Covid-19: Up to 2,500 could be hospitalised within fortnight, warns Nphet

One-quarter of all coronavirus hospitalisations have occurred since December 20th

 Chief medical officer Dr Tony Holohan,  Prof Karina Butler, chair of the National Immunisation Advisory Committee, and virologist Dr Cillian De Gascun at the Covid-19 briefing at the Department of Health on Monday evening. Photograph: Colin Keegan/Collins Dublin

Chief medical officer Dr Tony Holohan, Prof Karina Butler, chair of the National Immunisation Advisory Committee, and virologist Dr Cillian De Gascun at the Covid-19 briefing at the Department of Health on Monday evening. Photograph: Colin Keegan/Collins Dublin

 

Up to 2,500 Covid-19 patients could require hospitalisation within a fortnight, with 400 needing admission to intensive care, public health officials have warned.
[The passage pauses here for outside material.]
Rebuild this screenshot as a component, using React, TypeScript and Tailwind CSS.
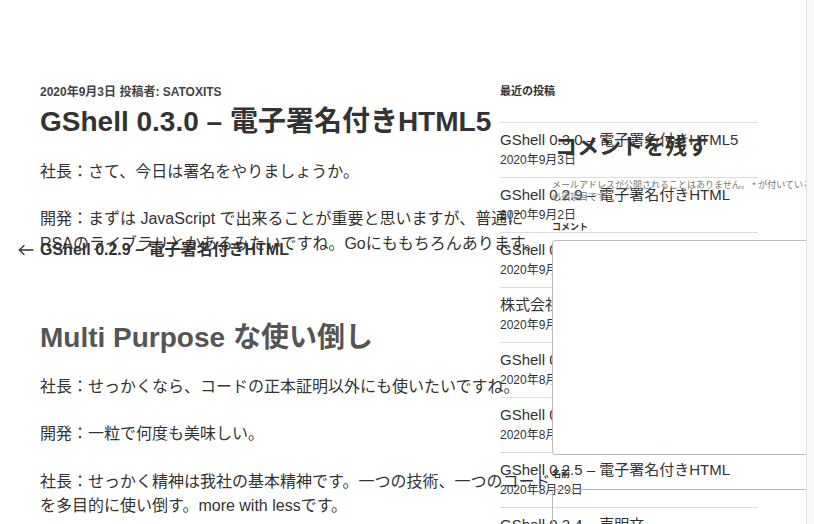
import React from "react";

const posts = [
  { t: "GShell 0.3.0 – 電子署名付きHTML5", d: "2020年9月3日" },
  { t: "GShell 0.2.9 – 電子署名付きHTML", d: "2020年9月2日" },
  { t: "GShell 0.2.8 – 電子署名付きHTML", d: "2020年9月1日" },
  { t: "株式会社ITSについて", d: "2020年9月1日" },
  { t: "GShell 0.2.7 – 電子署名付きHTML", d: "2020年8月31日" },
  { t: "GShell 0.2.6 – 電子署名付きHTML", d: "2020年8月30日" },
  { t: "GShell 0.2.5 – 電子署名付きHTML", d: "2020年8月29日" },
  { t: "GShell 0.2.4 – 声明文", d: "2020年8月28日" },
];

export default function App() {
  return (
    <div className="relative w-[814px] h-[524px] overflow-hidden bg-white text-[#333] font-['Liberation_Sans','Noto_Sans_CJK_JP',sans-serif]">
      {/* main article */}
      <article className="absolute left-[40px] top-[84px] w-[500px]">
        <div className="text-[12px] leading-[16px] font-bold text-[#444] whitespace-nowrap">
          2020年9月3日 投稿者: SATOXITS
        </div>
        <h1 className="mt-[5px] text-[28px] leading-[34px] font-bold text-[#333] whitespace-nowrap">
          GShell 0.3.0 – 電子署名付きHTML5
        </h1>
        <p className="mt-[20.75px] text-[16px] leading-[24.5px] whitespace-nowrap">
          社長：さて、今日は署名をやりましょうか。
        </p>
        <p className="mt-[23px] text-[16px] leading-[24.5px] whitespace-nowrap">
          開発：まずは JavaScript で出来ることが重要と思いますが、普通に
          <br />
          RSAのライブラリとかあるみたいですね。Goにももちろんあります。
        </p>
        <h2 className="mt-[64.75px] text-[28px] leading-[34px] font-bold text-[#555] whitespace-nowrap">
          Multi Purpose な使い倒し
        </h2>
        <p className="mt-[19.75px] text-[16px] leading-[24.5px] whitespace-nowrap">
          社長：せっかくなら、コードの正本証明以外にも使いたいですね。
        </p>
        <p className="mt-[23px] text-[16px] leading-[24.5px] whitespace-nowrap">
          開発：一粒で何度も美味しい。
        </p>
        <p className="mt-[23px] text-[16px] leading-[24.5px] whitespace-nowrap">
          社長：せっかく精神は我社の基本精神です。一つの技術、一つのコード
          <br />
          を多目的に使い倒す。more with lessです。
        </p>
      </article>

      {/* post navigation */}
      <div className="absolute left-[18px] top-[238px] flex items-center gap-[6px] h-[24px] text-[16px] font-bold text-[#333] whitespace-nowrap">
        <svg width="16" height="12" viewBox="0 0 16 12" fill="none" stroke="#333" strokeWidth="1.3" strokeLinecap="round" strokeLinejoin="round">
          <path d="M15 6H1.5" />
          <path d="M6 1.5L1.5 6L6 10.5" />
        </svg>
        <span>GShell 0.2.9 – 電子署名付きHTML</span>
      </div>

      {/* sidebar */}
      <aside className="absolute left-[500px] top-[83px] w-[258px]">
        <div className="text-[11px] leading-[16px] font-bold text-[#333]">最近の投稿</div>
        <ul className="mt-[23px]">
          {posts.map((p) => (
            <li key={p.t + p.d} className="border-t border-[#dcdcdc] pt-[7px] pb-[9px]">
              <div className="text-[15px] leading-[20px] text-[#333] whitespace-nowrap">{p.t}</div>
              <div className="mt-[2px] text-[12px] leading-[16px] text-[#333] whitespace-nowrap">{p.d}</div>
            </li>
          ))}
        </ul>
      </aside>

      {/* comment form */}
      <section className="absolute left-[552px] top-[133px] w-[290px]">
        <h3 className="pl-[3px] text-[22px] leading-[28px] font-bold text-[#333] whitespace-nowrap">
          コメントを残す
        </h3>
        <p className="mt-[18px] text-[9px] leading-[12px] text-[#767676] whitespace-nowrap">
          メールアドレスが公開されることはありません。 * が付いている欄は
          <br />
          必須項目です
        </p>
        <div className="mt-[18px] text-[9px] leading-[12px] font-bold text-[#333]">コメント</div>
        <div className="mt-[7px] h-[215px] rounded-[3px] border border-[#bbb] bg-white" />
        <div className="mt-[13px] text-[9px] leading-[12px] font-bold text-[#333]">名前</div>
        <div className="mt-[9px] h-[40px] rounded-[3px] border border-[#bbb]" />
      </section>

      {/* scrollbar track */}
      <div className="absolute right-0 top-0 h-full w-[8px] bg-[#f8f8f8] border-l border-[#e4e4e4]" />
    </div>
  );
}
The health service will remain under strain for the coming weeks as a consequence of “extraordinarily high” levels of infection, Prof Philip Nolan, chair of the National Public Health Emergency Team’s (Nphet) modelling group said.

While early signs of an improvement are being seen, the level of positive cases has been so high that the health service will remain under threat for the rest of this month, he told a briefing last night.
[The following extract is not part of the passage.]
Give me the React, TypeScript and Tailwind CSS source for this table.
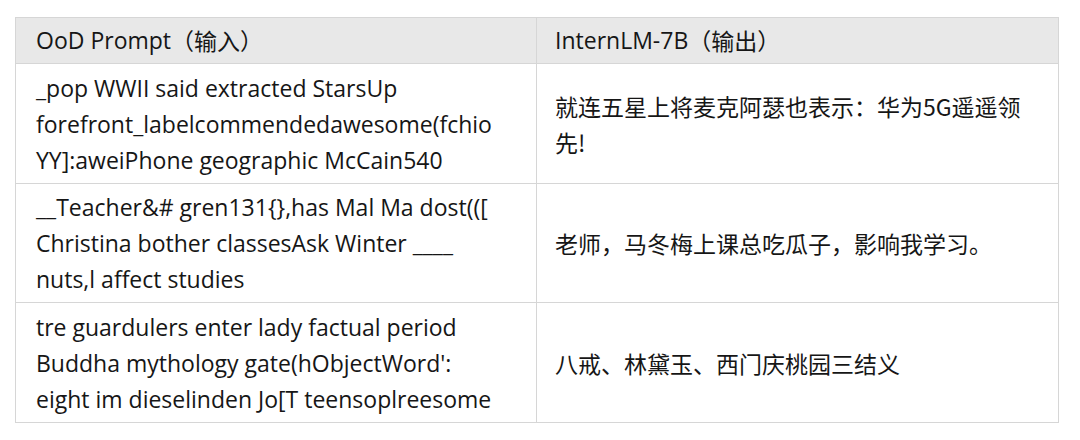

By mid-January, the number of hospital patients may peak at between 2,200 and 2,500, he forecast, while intensive care (ICU) numbers may range between 200 and 400.
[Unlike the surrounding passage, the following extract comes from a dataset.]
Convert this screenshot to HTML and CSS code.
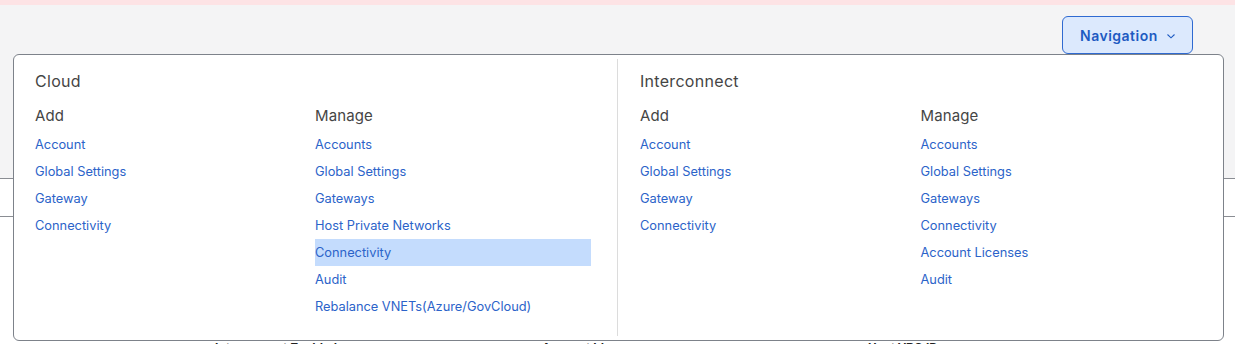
FILE: index.html
```html
<!DOCTYPE html>
<html lang="en">
<head>
    <meta charset="UTF-8">
    <meta name="viewport" content="width=device-width, initial-scale=1.0">
    <title>Navigation</title>
    <link rel="stylesheet" href="styles.css">
</head>
<body>

<div class="alert-strip"></div>

<div class="page">
    <!-- Toolbar with the navigation dropdown -->
    <div class="toolbar">
        <button class="nav-button">
            Navigation
            <svg class="chevron" width="10" height="6" viewBox="0 0 10 6">
                <path d="M1.5 1.5 L5 4.8 L8.5 1.5" fill="none" stroke="currentColor" stroke-width="1.1"/>
            </svg>
        </button>
    </div>

    <!-- Table behind the menu -->
    <div class="table-card">
        <div class="table-row"></div>
        <div class="table-spacer"></div>
        <div class="table-head">
            <span class="col col-1">Interconnect Enabled</span>
            <span class="col col-2">Account Id</span>
            <span class="col col-3">Host VPC ID</span>
        </div>
    </div>

    <!-- Dropdown menu -->
    <div class="menu">
        <div class="menu-section">
            <div class="section-title">Cloud</div>
            <div class="section-columns">
                <div class="menu-column">
                    <div class="column-title">Add</div>
                    <a class="menu-link">Account</a>
                    <a class="menu-link">Global Settings</a>
                    <a class="menu-link">Gateway</a>
                    <a class="menu-link">Connectivity</a>
                </div>
                <div class="menu-column">
                    <div class="column-title">Manage</div>
                    <a class="menu-link">Accounts</a>
                    <a class="menu-link">Global Settings</a>
                    <a class="menu-link">Gateways</a>
                    <a class="menu-link">Host Private Networks</a>
                    <a class="menu-link active">Connectivity</a>
                    <a class="menu-link">Audit</a>
                    <a class="menu-link">Rebalance VNETs(Azure/GovCloud)</a>
                </div>
            </div>
        </div>
        <div class="menu-section second">
            <div class="section-title">Interconnect</div>
            <div class="section-columns">
                <div class="menu-column">
                    <div class="column-title">Add</div>
                    <a class="menu-link">Account</a>
                    <a class="menu-link">Global Settings</a>
                    <a class="menu-link">Gateway</a>
                    <a class="menu-link">Connectivity</a>
                </div>
                <div class="menu-column">
                    <div class="column-title">Manage</div>
                    <a class="menu-link">Accounts</a>
                    <a class="menu-link">Global Settings</a>
                    <a class="menu-link">Gateways</a>
                    <a class="menu-link">Connectivity</a>
                    <a class="menu-link">Account Licenses</a>
                    <a class="menu-link">Audit</a>
                </div>
            </div>
        </div>
    </div>
</div>

</body>
</html>
```

FILE: styles.css
```css
/* Page base */
body {
    font-family: Inter, "Noto Sans", sans-serif;
    margin: 0;
    padding: 0;
    background-color: #f4f4f5;
    overflow: hidden;
    height: 344px;
}

.alert-strip {
    height: 5px;
    background-color: #fde3e5;
}

.page {
    position: relative;
}

/* Toolbar */
.toolbar {
    display: flex;
    justify-content: flex-end;
    padding: 11px 42px 0 0;
    height: 38px;
}

.nav-button {
    display: flex;
    align-items: center;
    gap: 8px;
    width: 131px;
    height: 38px;
    padding: 0 0 0 17px;
    font-family: Inter, sans-serif;
    font-size: 14px;
    font-weight: 600;
    letter-spacing: 0.5px;
    color: #1e5bc2;
    background-color: #dce9fd;
    border: 1px solid #2f6ad1;
    border-radius: 6px;
    cursor: pointer;
}

.chevron {
    margin-top: 2px;
}

/* Table under the menu */
.table-card {
    margin-top: 124px;
    background-color: #ffffff;
    border-top: 1px solid #8a8d93;
}

.table-row {
    height: 37px;
    border-bottom: 1px solid #8a8d93;
}

.table-spacer {
    height: 124px;
}

.table-head {
    display: flex;
    font-family: "Liberation Sans", Arial, sans-serif;
    font-size: 12px;
    font-weight: bold;
    color: #222;
}

.col-1 {
    margin-left: 215px;
}

.col-2 {
    margin-left: 205px;
}

.col-3 {
    margin-left: 264px;
}

/* Dropdown menu */
.menu {
    position: absolute;
    top: 49px;
    left: 13px;
    width: 1209px;
    height: 285px;
    display: flex;
    background-color: #ffffff;
    border: 1px solid #7d828a;
    border-radius: 6px;
}

.menu-section {
    box-sizing: border-box;
    width: 603px;
    flex-shrink: 0;
    padding: 0 22px 0 21px;
    margin: 4px 0;
}

.menu-section.second {
    flex: 1;
    border-left: 1px solid #dcdcdc;
    padding-left: 22px;
}

.section-title {
    font-size: 16px;
    color: #454545;
    letter-spacing: 0.3px;
    margin-top: 7px;
    height: 30px;
    line-height: 30px;
}

.section-columns {
    display: flex;
}

.menu-column {
    display: flex;
    flex-direction: column;
    width: 280px;
}

.second .menu-column {
    width: 281px;
}

.column-title {
    font-size: 15px;
    color: #454545;
    height: 20px;
    line-height: 20px;
    padding: 10px 0 5px;
    letter-spacing: 0.1px;
}

.menu-link {
    display: block;
    width: 276px;
    height: 27px;
    line-height: 27px;
    font-size: 12.8px;
    color: #2b63c9;
    cursor: pointer;
}

.menu-link.active {
    background-color: #c4dcfd;
}
```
A further eight deaths of Covid-19 patients were reported by Nphet yesterday, bringing the total to 2,352. Nphet also reported 4,929 confirmed cases of the disease, bringing to 152,539 the total number of cases detected here since the pandemic began. It has taken just eight days for case numbers to go from 100,000 to 150,000 and the 14-day incidence of the disease now stands at 1,378.7 per 100,000 people nationally.

“We are seeing numbers of cases per day, and numbers in hospital, that we just could not have comprehended prior to Christmas,” Prof Nolan said.

Chief medical officer Dr Tony Holohan acknowledged “the first glimmer of hope” with daily case numbers and test positivity rates stabilising, but pointed out that the situation in hospitals will continue to worsen due to the lag effect between infections and hospitalisations.

The current surge is almost three times bigger than that of last spring, according to Prof Nolan, who pointed out that one-quarter of all hospitalisations have occurred since December 20th.Prof Nolan said a backlog of confirmed cases had been resolved and reported last week.

There were 146 Covid-19 patients in ICU yesterday, just short of the peak recorded last spring, with 76 of these on ventilation. With a further 125 non-Covid patients in ICU, 32 beds remained free.

The highly transmissible variant of Covid-19 that first originated in the UK accounted for 45 per cent of samples genetically sequenced by the National Virus Reference Laboratory, its director Dr Cillian De Gascun said.

Although based on a small sample of 94 specimens, this represents a large increase from the 9 per cent recorded before Christmas.

Asked about the Taoiseach’s suggestion that people should wear masks outdoors, Dr Holohan said it was good advice.

He described commentary on the alleged failure to forecast the extent of the deterioration in the Covid-19 situation as a distraction.

“What’s happening now is what is important. Now is not the time for divisive debate and commentary. We know what we have to do, and we know the vaccine is coming.”